Penn State Wilkes-Barre will close in two years, but the university remains committed to Northeast Pennsylvania, Regional Chancellor Elizabeth Wright said Friday.
On Thursday night, the university’s board of trustees voted to close seven Commonwealth Campuses: DuBois, Fayette, Mont Alto, New Kensington, Shenango, Wilkes-Barre and York.
Wright spent Friday morning meeting with students, faculty, staff and the campus advisory board. Students said they feel grief and disappointment in the board's vote.
“We know that people are hurting right now, and we plan to work with those impacted over the coming months and years to ensure a successful transition,” she said.
With declining enrollment and financial challenges, Penn State embarked on a comprehensive review of its Commonwealth Campuses. The university initially said Hazleton, Schuylkill and Scranton could close, but a report released this month determined they should remain open.
Wilkes-Barre had 329 students as of fall 2024. Over 10 years, the Lehman Twp. campus has experienced a 46% drop in enrollment. The campus lost $2 million in the 2024 fiscal year, according to the report.
Wright and campus Chancellor Lynda Goldstein met with members of the media in the Hayfield House, the former summer home coal baron John Conyngham and his wife, Bertha, built during the Great Depression. The meeting space, once the main living room — includes a marble fireplace, which is several hundred years old, and was taken out of a palace in Europe. The family donated the home and about 50 acres to Penn State.
Two senior leaders from the university will speak to community partners, elected leaders and others to reimagine what will happen to campuses, including Wilkes-Barre, Wright said.
“We know that the entire Northeast Pennsylvania community has been very vocal about its affinity for Penn State and for its desire to remain in the region, and we'll continue to have those conversations in the coming months and years, and to think specifically about what we do with this campus,” she said. “I just want to say how much we empathize, not only with our faculty staff and students, but certainly with the love that this community has for this campus.”

Goldstein started her career at Penn State Wilkes-Barre more than 30 years ago, starting as an instructor in the English department in 1991, and became chancellor in 2022.
“This is the campus that has always been focused on the student experience — students helping students, faculty and staff dedicated to those students,” she said. “One of the benefits of being a small campus is that you really get to know students incredibly well, and you can position students to have opportunities that they wouldn't have on a larger campus, so that they grow and they're successful.”
The campus will close after the spring 2027 semester. Every student will be assigned a navigation coach who can answer questions and help connect students with resources.

Community events on campus, including the Arts at Hayfield summer festival — scheduled for Aug. 24 — and Friday observation nights at the Friedman Observatory, remain as scheduled. Conversations in coming months will include the future of those events, Wright said.

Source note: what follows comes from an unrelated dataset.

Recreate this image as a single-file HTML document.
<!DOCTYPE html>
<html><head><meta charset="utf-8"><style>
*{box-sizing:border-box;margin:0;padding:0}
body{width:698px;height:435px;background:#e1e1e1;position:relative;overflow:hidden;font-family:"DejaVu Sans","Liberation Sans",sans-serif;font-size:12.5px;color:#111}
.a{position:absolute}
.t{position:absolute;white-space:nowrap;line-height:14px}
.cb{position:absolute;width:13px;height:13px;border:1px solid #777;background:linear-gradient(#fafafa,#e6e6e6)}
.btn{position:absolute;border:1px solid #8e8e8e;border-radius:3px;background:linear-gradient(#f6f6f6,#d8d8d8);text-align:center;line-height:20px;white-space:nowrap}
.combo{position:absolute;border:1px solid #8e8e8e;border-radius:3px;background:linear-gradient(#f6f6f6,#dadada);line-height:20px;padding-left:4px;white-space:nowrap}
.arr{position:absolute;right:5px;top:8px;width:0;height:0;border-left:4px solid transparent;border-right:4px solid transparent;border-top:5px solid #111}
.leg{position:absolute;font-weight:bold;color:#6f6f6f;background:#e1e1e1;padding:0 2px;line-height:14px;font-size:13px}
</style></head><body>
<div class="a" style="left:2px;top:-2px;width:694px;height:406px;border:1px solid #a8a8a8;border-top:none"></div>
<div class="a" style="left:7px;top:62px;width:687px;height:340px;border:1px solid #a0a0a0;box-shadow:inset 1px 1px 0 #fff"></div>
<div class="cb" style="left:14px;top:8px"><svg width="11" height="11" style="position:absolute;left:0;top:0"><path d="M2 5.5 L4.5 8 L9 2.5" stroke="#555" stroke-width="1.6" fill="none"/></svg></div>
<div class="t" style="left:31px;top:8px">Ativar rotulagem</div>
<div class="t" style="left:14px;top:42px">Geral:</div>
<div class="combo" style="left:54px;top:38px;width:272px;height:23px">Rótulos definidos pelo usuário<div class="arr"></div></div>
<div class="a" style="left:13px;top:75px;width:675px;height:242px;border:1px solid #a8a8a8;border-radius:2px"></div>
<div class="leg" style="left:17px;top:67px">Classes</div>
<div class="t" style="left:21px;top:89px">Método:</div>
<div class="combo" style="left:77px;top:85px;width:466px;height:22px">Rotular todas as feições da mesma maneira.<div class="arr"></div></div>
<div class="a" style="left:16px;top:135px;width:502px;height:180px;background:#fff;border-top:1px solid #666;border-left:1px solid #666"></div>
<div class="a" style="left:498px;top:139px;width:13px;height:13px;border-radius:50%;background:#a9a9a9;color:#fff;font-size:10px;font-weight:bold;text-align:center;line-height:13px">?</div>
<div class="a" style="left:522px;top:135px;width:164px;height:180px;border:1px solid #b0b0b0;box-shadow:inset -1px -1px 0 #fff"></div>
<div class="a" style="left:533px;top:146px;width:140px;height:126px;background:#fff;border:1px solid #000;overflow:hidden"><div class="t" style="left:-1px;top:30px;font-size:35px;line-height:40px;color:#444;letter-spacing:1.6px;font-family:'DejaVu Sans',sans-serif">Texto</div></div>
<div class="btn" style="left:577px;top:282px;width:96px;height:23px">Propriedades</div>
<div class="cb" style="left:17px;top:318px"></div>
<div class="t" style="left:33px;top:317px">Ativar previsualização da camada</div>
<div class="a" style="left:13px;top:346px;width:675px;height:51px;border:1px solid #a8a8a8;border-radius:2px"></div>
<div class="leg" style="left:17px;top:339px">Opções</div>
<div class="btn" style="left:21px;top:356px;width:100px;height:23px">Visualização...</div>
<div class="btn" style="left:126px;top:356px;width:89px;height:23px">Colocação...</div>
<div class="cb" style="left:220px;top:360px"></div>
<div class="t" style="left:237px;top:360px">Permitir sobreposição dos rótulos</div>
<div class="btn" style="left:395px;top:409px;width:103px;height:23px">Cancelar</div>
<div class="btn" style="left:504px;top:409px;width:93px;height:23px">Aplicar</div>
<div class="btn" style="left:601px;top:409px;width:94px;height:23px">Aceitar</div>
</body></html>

Penn State leadership will also look at academic programs at closing campuses. Wilkes-Barre’s land surveying program is the only four-year degree of its kind in the state. Wright said the program will move to another campus, but Wright is unsure of which one.
“Both Dr Goldstein and I are so proud of how our entire campus community is rallying to support our students and indeed one another throughout the next two years,” Wright said.
Bailey Hayes graduated with her bachelor's degree in criminal justice this month. At Penn State Wilkes-Barre, she found true friends, caring professors and a chance to be highly involved in campus clubs and activities.
"It was everything I ever wanted college to be," the Crestwood School District graduate said. "It wasn't just school. It really became a second home for me."
Hayes helped organize a rally to save the campus in April. She watched an address to students from Penn State President Neeli Bendapudi on Thursday night after the vote. She said it felt cold and impersonal — like students had been the last thought throughout the process.
"Their catch phrase is 'We are,' but it's really 'They are,' because they have never come to the satellite campuses," she said. "They don't know who we are. They don't know our stories."